Calculate photo-z and uncertainties using the CMNN method.

In [None]:
%%time

t1 = datetime.datetime.now()

for i,r in enumerate(rx):
    if (i == 100) | (i == 1000) | (i == Ncalc-1000):
        t2 = datetime.datetime.now()
        print(i, t2-t1, ((t2-t1)/float(i))*(float(Ncalc)), ' remaining' )

    # calculate DM and DOF
    DM  = np.nansum((data_oc[r,:] - data_tc[:,:])**2 / data_oce[r,:]**2, axis=1, dtype='float')
    DOF = np.nansum((data_oc[r,:]**2 + data_tc[:,:]**2 + 1.0) / (data_oc[r,:]**2 + data_tc[:,:]**2 + 1.0), axis=1, dtype='int')
    
    # calculate the thresholds
    data_th = np.zeros(len(DOF), dtype='float')
    for d in range(6):
        tx = np.where(DOF == d)[0]
        data_th[tx] = cmnn_thresh_table[d]
        del tx
    
    DM[r] = 99.9

    # identify the CMNN subset of training-set galaxies:
    # those for which the DM is less than the threshold
    ix = np.where((DOF >= cmnn_minNclr) & (data_th > 0.00010) & \
                  (DM > 0.00010) & (DM <= data_th))[0]
    
    if len(ix) > 0:
        # choose a random training-set galaxy from the CMNN subset
        rix = np.random.choice(ix, size=1, replace=False)[0]
        data_pz[r] = data_tz[rix]
        data_pze[r] = np.std(data_tz[ix])
        del rix
    else:
        data_pz[r] = float('nan')
        data_pze[r] = float('nan')
        
    del DM, DOF, data_th, ix

#### 2.2.1 Quick check of success rate

In [None]:
tx = np.where( np.isnan(data_pz) )[0]
print( len(tx), ' galaxies did not get a pz estimate' )
del tx

tx = np.where( data_pz > 0.0 )[0]
print( len(tx), ' galaxies did get a pz estimate' )
del tx

<br>

### 2.3 Plot the photo-z results

#### 2.3.1 Plot the photometric *versus* the true redshifts.

In [None]:
tx = np.where( data_pz > 0.0 )[0]

fig = plt.figure(figsize=(4,4))
plt.plot( [0.0,2.0], [0.0,2.0], ls='solid', lw=1, color='firebrick')
plt.plot( data_tz[tx], data_pz[tx], 'o', ms=5, mew=0, alpha=0.1, color='grey' )
plt.xlabel('true redshift')
plt.ylabel('photometric redshift')
plt.show()

del tx

#### 2.3.2 Plot the photo-z uncertainty *versus* the photo-z accuracy.

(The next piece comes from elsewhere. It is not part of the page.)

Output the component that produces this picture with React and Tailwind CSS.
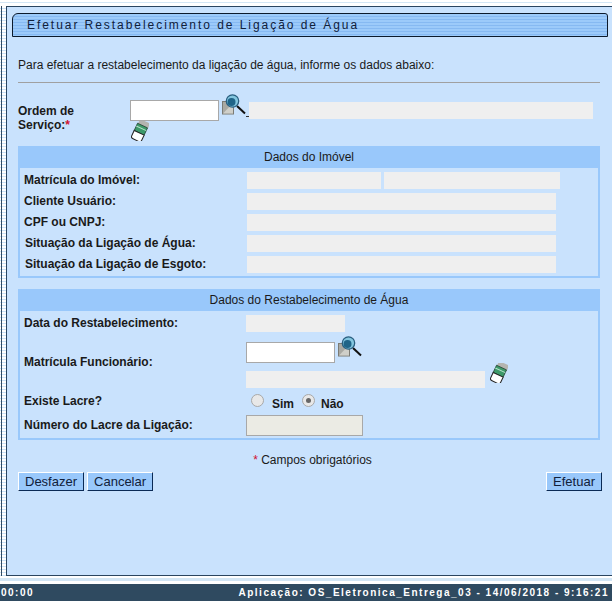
const Lupa = ({ className }) => (
  <svg viewBox="0 0 24 21" className={className}>
    <rect x="0.5" y="7.5" width="11" height="12.5" fill="#a9a9a3" stroke="#7b7b75" />
    <path d="M1 19.5 L11 9 L11 19.5 Z" fill="#cfcfc9" />
    <line x1="15" y1="12" x2="23" y2="19.5" stroke="#111" strokeWidth="2" />
    <circle cx="10.5" cy="7" r="6.2" fill="#83c6df" stroke="#2a5f80" strokeWidth="1.3" />
    <circle cx="9.5" cy="8" r="4" fill="#1f6488" />
  </svg>
);

const Borracha = ({ className }) => (
  <svg viewBox="0 0 18 20" className={className}>
    <g transform="rotate(25 9 10)">
      <rect x="4" y="-1" width="11" height="6" fill="#b4b4b0" />
      <rect x="3.5" y="4" width="11" height="8" fill="#3d9a6a" stroke="#1d3a2c" strokeWidth="0.7" />
      <line x1="3.5" y1="7" x2="14.5" y2="7" stroke="#b8e4cb" strokeWidth="1" />
      <path d="M3.5 12 L14.5 12 L14.5 18 Q14.5 20 12 20 L6 20 Q3.5 20 3.5 18 Z" fill="#fff" stroke="#222" strokeWidth="1" />
    </g>
  </svg>
);

const Campo = ({ className }) => <div className={`h-[17px] bg-[#efefef] ${className}`} />;

const Botao = ({ children }) => (
  <button className="h-[19px] bg-[#99c8fb] text-[13px] leading-[17px] text-[#10203a] border border-t-white border-l-white border-r-[#0a2a55] border-b-[#0a2a55] px-[6px]">
    {children}
  </button>
);

const Linha = ({ label, recuo, children }) => (
  <div className="flex items-center h-[21px]">
    <div className={`w-[227px] pb-[2px] text-[12px] font-bold text-[#1a1a1a] ${recuo ? 'pl-[5px]' : 'pl-[4px]'}`}>{label}</div>
    {children}
  </div>
);

const Radio = ({ checked }) => (
  <span className="w-[13px] h-[13px] mb-[3px] rounded-full border border-[#a8a8a8] bg-[#e8e8e8] flex items-center justify-center">
    {checked && <span className="w-[5px] h-[5px] rounded-full bg-[#666]" />}
  </span>
);

export default function App() {
  return (
    <div className="w-[612px] h-[601px] overflow-hidden bg-white flex flex-col font-['Liberation_Sans',Arial,sans-serif]">
      <div className="h-[6px] shrink-0 bg-white">
        <div className="h-px mt-[2px] bg-[#d3e6f5]" />
      </div>
      <div className="flex-1 flex min-h-0">
        <div className="w-[6px] shrink-0 bg-[repeating-linear-gradient(#fff_0,#fff_2px,#c9e1f7_2px,#c9e1f7_3px)]">
          <div className="ml-px w-px h-full bg-[#2f4a63]" />
        </div>
        <main className="flex-1 bg-[#c9e2fd] border-t border-l border-b border-[#2a4560] pt-[6px] pl-[5px] pr-[6px] flex flex-col">
          <div className="h-[24px] mr-[-2px] bg-[repeating-linear-gradient(#9ccafa_0,#9ccafa_2px,#86b9f2_2px,#86b9f2_3px)] border border-[#0c1a2c] rounded-tl-[6px] rounded-tr-[3px] pl-[14px] text-[12px] leading-[22px] tracking-[1.95px] text-[#10203a]">
            Efetuar Restabelecimento de Ligação de Água
          </div>

          <p className="mt-[21px] ml-[6px] text-[12px] leading-[14px] text-[#1a1a1a]">
            Para efetuar a restabelecimento da ligação de água, informe os dados abaixo:
          </p>
          <div className="mt-[10px] ml-[6px] mr-[6px] h-px bg-[#a0a0a0]" />

          <div className="mt-[17px] ml-[6px] flex">
            <div className="w-[112px] text-[12px] leading-[14px] font-bold text-[#1a1a1a] pt-[4px]">
              Ordem de<br />Serviço:<span className="text-[#d01030]">*</span>
            </div>
            <div className="flex-1">
              <div className="flex items-start h-[21px]">
                <div className="w-[89px] h-[21px] bg-white border border-[#a8a8a8]" />
                <Lupa className="w-[24px] h-[21px] -mt-[6px] ml-[3px]" />
                <div className="w-[3px] h-px mt-[16px] bg-[#333]" />
                <Campo className="w-[344px] mt-[2px]" />
              </div>
              <Borracha className="w-[18px] h-[20px] ml-px" />
            </div>
          </div>

          <section className="mt-[5px] ml-[6px] mr-[6px] border-[2px] border-t-0 border-[#99c8fb]">
            <div className="h-[22px] -mx-[2px] bg-[#99c8fb] text-center text-[12px] leading-[22px] text-[#1a1a1a]">Dados do Imóvel</div>
            <div className="pt-[2px] pb-[1px]">
              <Linha label="Matrícula do Imóvel:">
                <Campo className="w-[134px]" />
                <Campo className="w-[176px] ml-[3px]" />
              </Linha>
              <Linha label="Cliente Usuário:"><Campo className="w-[309px]" /></Linha>
              <Linha label="CPF ou CNPJ:"><Campo className="w-[309px]" /></Linha>
              <Linha label="Situação da Ligação de Água:" recuo><Campo className="w-[309px]" /></Linha>
              <Linha label="Situação da Ligação de Esgoto:" recuo><Campo className="w-[309px]" /></Linha>
            </div>
          </section>

          <section className="mt-[11px] ml-[6px] mr-[6px] border-[2px] border-t-0 border-[#99c8fb]">
            <div className="h-[22px] -mx-[2px] bg-[#99c8fb] text-center text-[12px] leading-[22px] text-[#1a1a1a]">Dados do Restabelecimento de Água</div>
            <div className="pt-[3px] pb-[2px]">
              <div className="flex items-center h-[18px]">
                <div className="w-[226px] pl-[4px] text-[12px] font-bold text-[#1a1a1a]">Data do Restabelecimento:</div>
                <Campo className="w-[99px]" />
              </div>
              <div className="flex mt-[10px]">
                <div className="w-[226px] pl-[4px] pt-[11px] text-[12px] font-bold text-[#1a1a1a]">Matrícula Funcionário:</div>
                <div>
                  <div className="flex items-start h-[27px]">
                    <div className="w-[89px] h-[21px] bg-white border border-[#a8a8a8]" />
                    <Lupa className="w-[24px] h-[21px] -mt-[6px] ml-[3px]" />
                  </div>
                  <div className="flex items-center h-[20px]">
                    <Campo className="w-[239px]" />
                    <Borracha className="w-[18px] h-[20px] ml-[5px] -mt-[12px]" />
                  </div>
                </div>
              </div>
              <div className="flex items-center h-[24px] mt-px">
                <div className="w-[231px] pb-[2px] pl-[4px] text-[12px] font-bold text-[#1a1a1a]">Existe Lacre?</div>
                <Radio />
                <span className="ml-[8px] text-[12px] font-bold text-[#1a1a1a] mt-[4px]">Sim</span>
                <span className="ml-[8px]"><Radio checked /></span>
                <span className="ml-[6px] text-[12px] font-bold text-[#1a1a1a] mt-[4px]">Não</span>
              </div>
              <div className="flex items-center h-[22px]">
                <div className="w-[226px] pl-[4px] text-[12px] font-bold text-[#1a1a1a]">Número do Lacre da Ligação:</div>
                <div className="w-[117px] h-[21px] bg-[#ebebe4] border border-[#a8a8a8]" />
              </div>
            </div>
          </section>

          <p className="mt-[13px] pl-[7px] text-center text-[12px] leading-[14px] text-[#1a1a1a]">
            <span className="text-[#d01030]">*</span> Campos obrigatórios
          </p>
          <div className="mt-[5px] ml-[6px] mr-[4px] flex gap-[3px] justify-start">
            <Botao>Desfazer</Botao>
            <Botao>Cancelar</Botao>
            <span className="flex-1" />
            <Botao>Efetuar</Botao>
          </div>
        </main>
      </div>
      <div className="h-[8px] shrink-0 bg-white pt-[2px]">
        <div className="h-[3px] bg-[#d3e6f5]" />
      </div>
      <footer className="h-[17px] shrink-0 bg-[#2f4a60] flex justify-between pl-px pr-[3px] text-[10px] leading-[17px] font-bold tracking-[1.5px] text-white whitespace-nowrap">
        <span>00:00</span>
        <span>Aplicação: OS_Eletronica_Entrega_03 - 14/06/2018 - 9:16:21</span>
      </footer>
    </div>
  );
}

The photo-z accuracy is the absolute value of the difference between the true and photometric redshifts.

Recall that the photo-z uncertainty is the standard deviation of the true redshifts of the training-set galaxies in the CMNN subset, as described in Section 2. The fact that a bunch of galaxies have an uncertainty of zero means there are galaxies with only 1 training-set galaxy in their CMNN subset. The full CMNN PZ Estimator treats such galaxies better (see Section 3).

In [None]:
tx = np.where( data_pz > 0.0 )[0]

fig = plt.figure(figsize=(4,4))
plt.plot( [0.0,1.0], [0.0,1.0], ls='solid', lw=1, color='firebrick')
plt.plot( np.abs(data_tz[tx]-data_pz[tx]), data_pze[tx],\
         'o', ms=5, mew=0, alpha=0.1, color='grey' )
plt.xlabel('photo-z accuracy')
plt.ylabel('photo-z uncertainty')
plt.xlim([-0.05,1.0])
plt.ylim([-0.05,1.0])
plt.show()

del tx

<br>

## 3.0 Future Work

(1) Generate a *separate* training set of ~200000 galaxies, and then apply it to a *separate* test set of many more galaxies.

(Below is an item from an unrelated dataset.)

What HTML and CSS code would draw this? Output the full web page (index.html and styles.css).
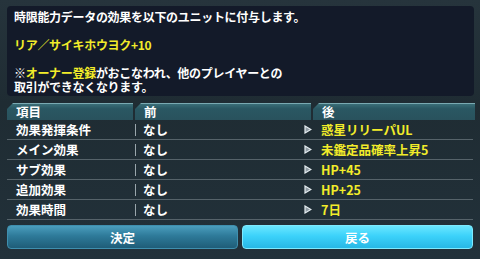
FILE: index.html
```html
<!DOCTYPE html>
<html lang="ja">
<head>
<meta charset="utf-8">
<link rel="stylesheet" href="styles.css">
</head>
<body>
<div class="panel">
  <div class="notice">
    <p class="line">時限能力データの効果を以下のユニットに付与します。</p>
    <p class="line blank">&nbsp;</p>
    <p class="line yellow">リア／サイキホウヨク+10</p>
    <p class="line blank">&nbsp;</p>
    <p class="line">※<span class="yellow">オーナー登録</span>がおこなわれ、他のプレイヤーとの</p>
    <p class="line">取引ができなくなります。</p>
  </div>

  <div class="table">
    <div class="head">
      <div class="hcell">項目</div>
      <div class="hcell">前</div>
      <div class="hcell">後</div>
    </div>
    <div class="row">
      <div class="c-label">効果発揮条件</div>
      <div class="c-before">なし</div>
      <div class="c-after"><svg class="arrow" viewBox="0 0 8 9"><polygon points="1,1 7,4.5 1,8" /></svg><span>惑星リリーパUL</span></div>
    </div>
    <div class="row">
      <div class="c-label">メイン効果</div>
      <div class="c-before">なし</div>
      <div class="c-after"><svg class="arrow" viewBox="0 0 8 9"><polygon points="1,1 7,4.5 1,8" /></svg><span>未鑑定品確率上昇5</span></div>
    </div>
    <div class="row">
      <div class="c-label">サブ効果</div>
      <div class="c-before">なし</div>
      <div class="c-after"><svg class="arrow" viewBox="0 0 8 9"><polygon points="1,1 7,4.5 1,8" /></svg><span>HP+45</span></div>
    </div>
    <div class="row">
      <div class="c-label">追加効果</div>
      <div class="c-before">なし</div>
      <div class="c-after"><svg class="arrow" viewBox="0 0 8 9"><polygon points="1,1 7,4.5 1,8" /></svg><span>HP+25</span></div>
    </div>
    <div class="row">
      <div class="c-label">効果時間</div>
      <div class="c-before">なし</div>
      <div class="c-after"><svg class="arrow" viewBox="0 0 8 9"><polygon points="1,1 7,4.5 1,8" /></svg><span>7日</span></div>
    </div>
  </div>

  <div class="buttons">
    <div class="btn btn-ok">決定</div>
    <div class="btn btn-back">戻る</div>
  </div>
</div>
</body>
</html>
```

FILE: styles.css
```css
* { box-sizing: border-box; }
html, body {
  margin: 0;
  padding: 0;
}
body {
  width: 480px;
  height: 259px;
  overflow: hidden;
  background: linear-gradient(180deg, #26343c 0%, #1f2c33 40%, #22313a 100%);
  font-family: "Noto Sans CJK JP", "Noto Sans", sans-serif;
  font-weight: 700;
  color: #ffffff;
}
.panel {
  padding: 6px 7px 0 7px;
}
.notice {
  background: #131a29;
  border-radius: 4px;
  height: 90px;
  padding: 4px 7px 0 7px;
  margin-right: -1px;
}
.line {
  margin: 0;
  font-size: 12px;
  line-height: 14px;
  letter-spacing: -0.3px;
  white-space: nowrap;
}
.yellow { color: #f2ec2a; }

.table {
  margin-top: 7px;
}
.head {
  display: grid;
  grid-template-columns: 126px 176px 1fr;
  gap: 2px;
  height: 17px;
  margin-right: -2px;
}
.hcell {
  background: linear-gradient(180deg, #3a6e78 0%, #2a5762 30%, #29525d 100%);
  border-top: 1px solid #7aaab2;
  clip-path: polygon(6px 0, 100% 0, 100% 100%, 0 100%, 0 6px);
  font-size: 12.5px;
  line-height: 15px;
  padding-left: 9px;
}
.row {
  display: grid;
  grid-template-columns: 128px 168px 1fr;
  height: 20px;
  border-bottom: 1px solid #56636a;
  align-items: center;
  font-size: 12.5px;
  line-height: 14px;
}
.c-label {
  padding-left: 9px;
  white-space: nowrap;
}
.c-before {
  border-left: 1px solid #9aa6ac;
  height: 12px;
  line-height: 12px;
  padding-left: 7px;
  white-space: nowrap;
}
.c-after {
  display: flex;
  align-items: center;
  color: #f2ec2a;
  white-space: nowrap;
}
.arrow {
  width: 8px;
  height: 9px;
  margin-right: 9px;
  margin-left: 1px;
}
.arrow polygon {
  fill: #8e9aa2;
  stroke: #e4ecf0;
  stroke-width: 1.2;
}

.buttons {
  display: flex;
  gap: 4px;
  margin-top: 5px;
}
.btn {
  flex: 1;
  height: 24px;
  border-radius: 4px;
  display: flex;
  align-items: center;
  justify-content: center;
  font-size: 12.5px;
  color: #ffffff;
}
.btn-ok {
  background: linear-gradient(180deg, #4a9dbd 0%, #2e7a99 45%, #1f5d78 100%);
  border: 1px solid #3f8fae;
}
.btn-back {
  background: linear-gradient(180deg, #6ae6ff 0%, #3cd2fa 45%, #27b8e6 100%);
  border: 1px solid #7deaff;
}
```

(2) Install the full CMNN PZ Estimator as a package, and demonstrate how to use it. This might take some modification. The full package features more parameters, and modules for statistical analysis and plotting. The additional parameters include magnitude and color priors, alternatives to randomly selecting from the CMNN subset, and more robust treatment of test-set galaxies with few training-set galaxies in the CMNN subset. 

(3) Demonstrate how/whether photo-z are worse from non-cModel fluxes.

(4) Allow the test set to include stars mis-identified as extended objects. What are their photo-z like?